Bedroom Community

Press Reviews for Draumalandið

Draumalandið the film is a timely exploration of the high price paid by Iceland when it chose to exploit its natural resources for the (transitory) economic advantages brought by the aluminium smelting boom. Exposing the "dark side of green energy", the film mourns the pyrrhic victory of the landscape's resultant destruction eloquently and movingly.

This album - the soundtrack to the film - has been created by Valgeir Sigurðsson, Icelandic songwriter, composer, engineer and producer, with a whole raft of his Bedroom Community labelmates in collaboration, from composers Nico Muhly and Daníel Bjarnason to American folk singer Sam Amidon and an orchestra put together specifically for this recording.

Draumalandið translates as "Dreamland" - indeed, this is used as a track title too - and there is certainly a dreamlike element to much of this subtle, sometimes sorrowful music. The sadness comes through - in mournful strings and yearning melodies - in all its many and varied guises, from the nostalgic regretful mood of the beginning of Helter Smelter to a deep grief ably described in the mournful violins, guitars and melodies.

Many tracks - Past Tundra, Hot Ground, Cold - can be best described as soundscapes, impressionistic depictions of a mood or a place rather than just "songs". The small dedicated orchestra produces appropriately symphonic, string-driven peaks and troughs. With the exception of the Sam Amidon-sung opening track (an adaptation of a traditional Icelandic folk tune about a child-eating witch) there are no vocals, but instead music that captures the textures and feel of the landscape. Throughout several tracks you can make out the sound of a bleak wind billowing and blowing, and on Past Tundra this reference is made more overt with the inclusion of what sound like wind chimes. The overridingly pastoral feel is occasionally interrupted, as with the angry "man made" static crackle that punctuates Grylukvaedi.

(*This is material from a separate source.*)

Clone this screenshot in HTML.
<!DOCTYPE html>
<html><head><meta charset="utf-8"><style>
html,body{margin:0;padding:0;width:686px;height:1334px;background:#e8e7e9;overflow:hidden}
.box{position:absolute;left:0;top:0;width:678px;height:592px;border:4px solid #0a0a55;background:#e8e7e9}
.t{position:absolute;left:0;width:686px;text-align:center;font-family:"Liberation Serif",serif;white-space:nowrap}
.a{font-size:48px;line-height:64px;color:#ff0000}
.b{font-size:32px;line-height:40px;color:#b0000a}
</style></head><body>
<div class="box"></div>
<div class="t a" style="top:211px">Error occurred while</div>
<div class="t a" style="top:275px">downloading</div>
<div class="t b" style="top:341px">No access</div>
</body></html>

As befits the subject matter, this is an album also suffused with anger. From the aforementioned crackle, to the frantic increase in pace of Past Tundra and, particularly, closing track Helter Smelter, the music manages to convey its meaning remarkably, and eloquently, without using words. An uneasy sense of impending danger or menacing warning can also be found in the dramatic chords, or in the frantic strings and dissonance found on Draumaland.

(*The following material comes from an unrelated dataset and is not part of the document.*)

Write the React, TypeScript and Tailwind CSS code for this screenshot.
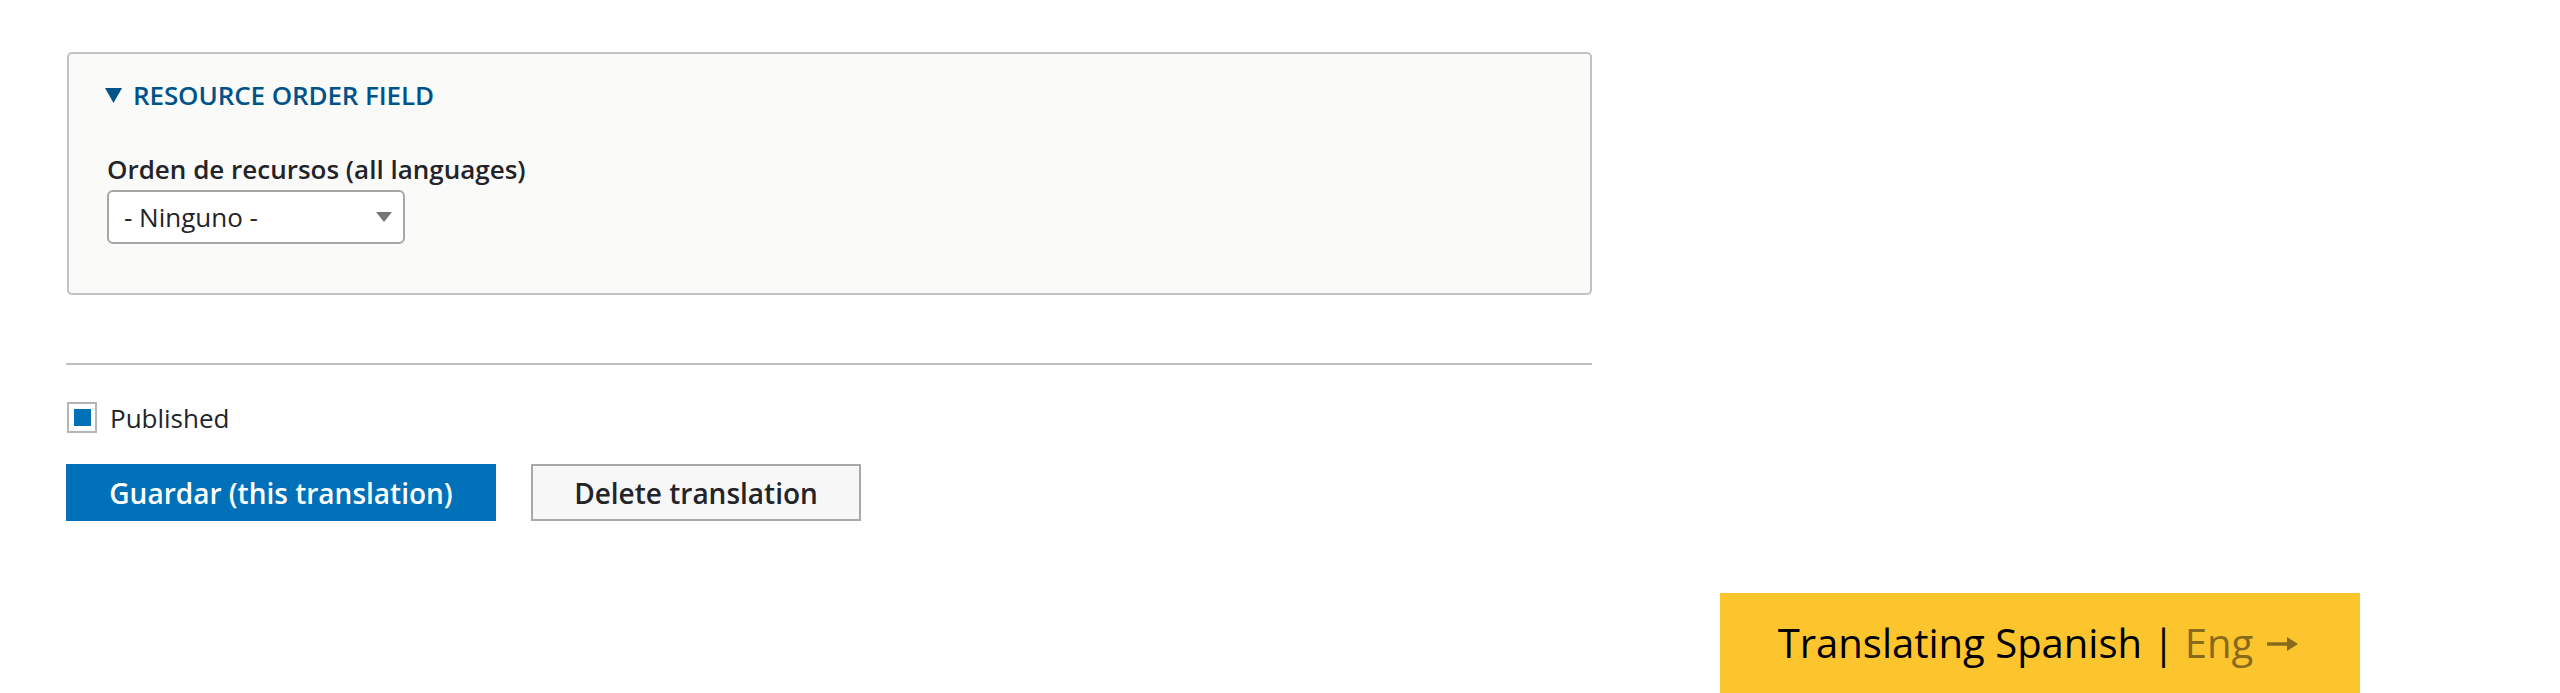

If this all sounds rather stark and forbidding, then it must also be stressed that there is immense beauty here too. In the piano chords, chimes and plucked strings of I Offer Prosperity And Eternal Life, in the the harp-like interludes on Nowhereland and most of all in the the spare, restrained, somehow dignified elegiac nature of the project as a whole. It is perhaps this sense of beauty that most successfully underlines the tragedy of the despoliation of Iceland's natural glory, alongside its dramatic economic fall from grace. Sigurðsson's achievement is no mean one, then, in producing a soundtrack that so appropriately fits with the film that it manages to convey its messages and story even without the accompanying words and pictures.